Susanna's head fell,
But her soul entered Paradise,
Entered Paradise before her Christ —
Susanna's soul, pure and bright.
“Susanna is a branch of Paradise, illumined by the Spirit of God.”
Reflection
If a man sets out on the path of righteousness, let him walk that path of righteousness with both feet alone, and let him not tread with one foot on the path of righteousness and the other on the path of unrighteousness. For God spoke through the prophet concerning the righteous man who commits iniquity: The righteousness he has done shall not be remembered; for his iniquity that he has committed and for his sin that he has sinned, he shall die (Ezekiel 18:24). The Wallachian prince Radu was a righteous man and did many good deeds. He brought Saint Niphon out of captivity in Adrianople and brought him to be archbishop in Bucharest. But suddenly he committed a terrible iniquity: he gave his own sister in marriage to the corrupt Moldavian prince Bogdan, while Bogdan's wife was still alive. And Radu would not listen to Niphon's protests. Niphon prophesied an evil end for him, publicly excommunicated him from the Church, and departed from Wallachia. Soon a drought and great famine befell Wallachia, and Radu fell into an incurable illness, and sores covered his entire body, and from the stench no one could approach him. And when they buried him, his grave shook for three days, as once the grave of Empress Eudoxia, the persecutor of Saint John Chrysostom, had shaken.

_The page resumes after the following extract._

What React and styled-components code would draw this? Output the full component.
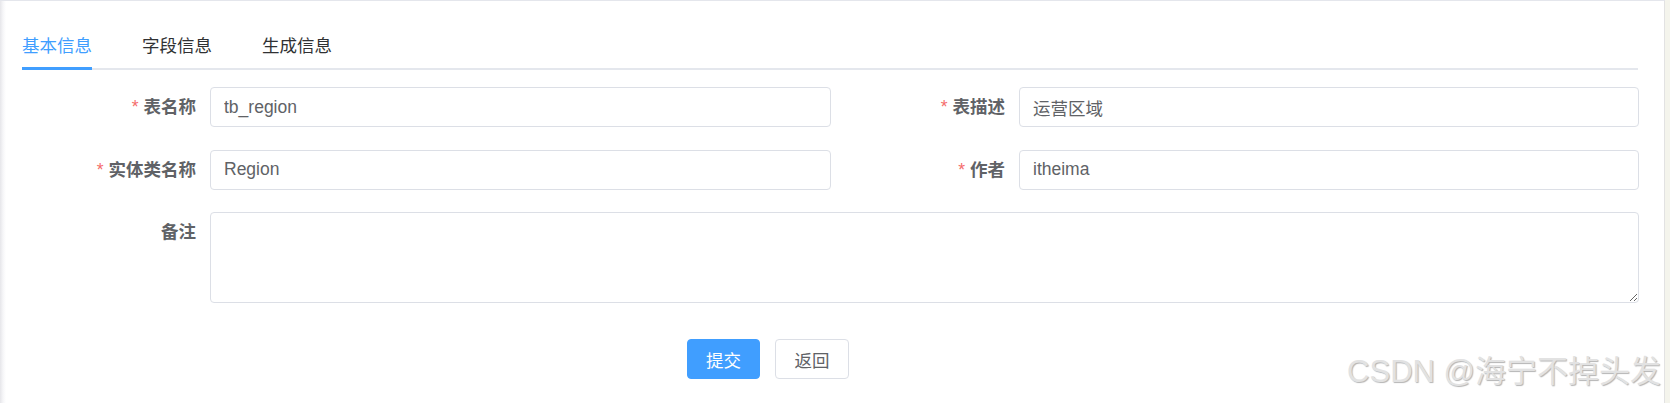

“The righteousness he has done shall not be remembered; for his iniquity that he has committed and for his sin that he has sinned, he shall die.”
Contemplation
Contemplate the self-will of the Jewish people (1 Samuel 8), namely:
1. How the Jews asked Samuel to set a king over them;
2. How Samuel opposed this in the name of the Lord, who declared that He alone was King;
3. How the people remained obstinate, rejecting the will of God and the counsel of Samuel.
Homily
on how ugliness comes with sin
Instead of fragrance there shall be stench, and instead of a girdle rags, instead of well-set hair baldness — instead of beauty, burning (Isaiah 3:24)
This is a word about luxurious and dissolute women, about the daughters of Zion, who are haughty and walk with outstretched necks and wanton eyes, walking and mincing as they go and jingling with their feet. What made the Jewish women so proud? Was it virtue? Virtue never makes one proud, for virtue is precisely the remedy against pride. Was it the might of the nation and the stability of the state? No; on the contrary, the prophet foretells the imminent enslavement of the nation and the collapse of the state. And as one of the chief causes of enslavement and collapse, he cites the vain luxury, spiritual emptiness, and dissoluteness of women. What, then, made them so proud and haughty? Ornaments and embroidery, necklaces and chains, earrings and hairpins, garters and girdles, combs and rings, purses and mirrors. That is what made them proud and haughty! Indeed, all of this is an expression of their senseless pride, and the true cause of the pride is spiritual emptiness. From spiritual emptiness comes pride, and that outward adornment which women hang upon their bodies is merely the clear proclamation of their senseless pride. What shall become of all this in the end? Stench, and rags, and baldness, and burning. This shall come when the nation falls into captivity. As usually happens: first the spirit is enslaved by the body, and then the body by an external enemy. But this shall also come when the inevitable conqueror of our bodies arrives — death. Perfumes will be of no help in the grave, in the kingdom of stench. Nor will girdles be needed for bare backbone. Nor will braids save from the baldness of the skull, nor all beauty from black burning. This is the unavoidable fate of even the most beautiful, the healthiest, and the most luxurious women. But this is not the greatest misfortune. The greatest misfortune is that the souls of these women, with stench, ungirdedness, baldness, and burning, shall come before God and before the heavenly host of the most beautiful angels and righteous ones of God. For the stench of the body signifies the stench of the soul from lustful passions; the ungirded body signifies the insatiability of the soul for bodily pleasures; the baldness of the body signifies the baldness of the soul of good deeds and pure thoughts; the burning of the body signifies the scorching of conscience and mind. O how terrible is the vision of Isaiah, son of Amoz — terrible then, terrible now; terrible, because true.
O Holy and Most-Pure Lord, help the women who are signed with Thy Cross, that they may remember their souls and cleanse their souls before Thy righteous Judgment, that their souls, together with their bodies, may not become an eternal stench. To Thee be glory and praise forever. Amen.
“Instead of fragrance there shall be stench, and instead of a girdle rags, instead of well-set hair baldness — instead of beauty, burning.”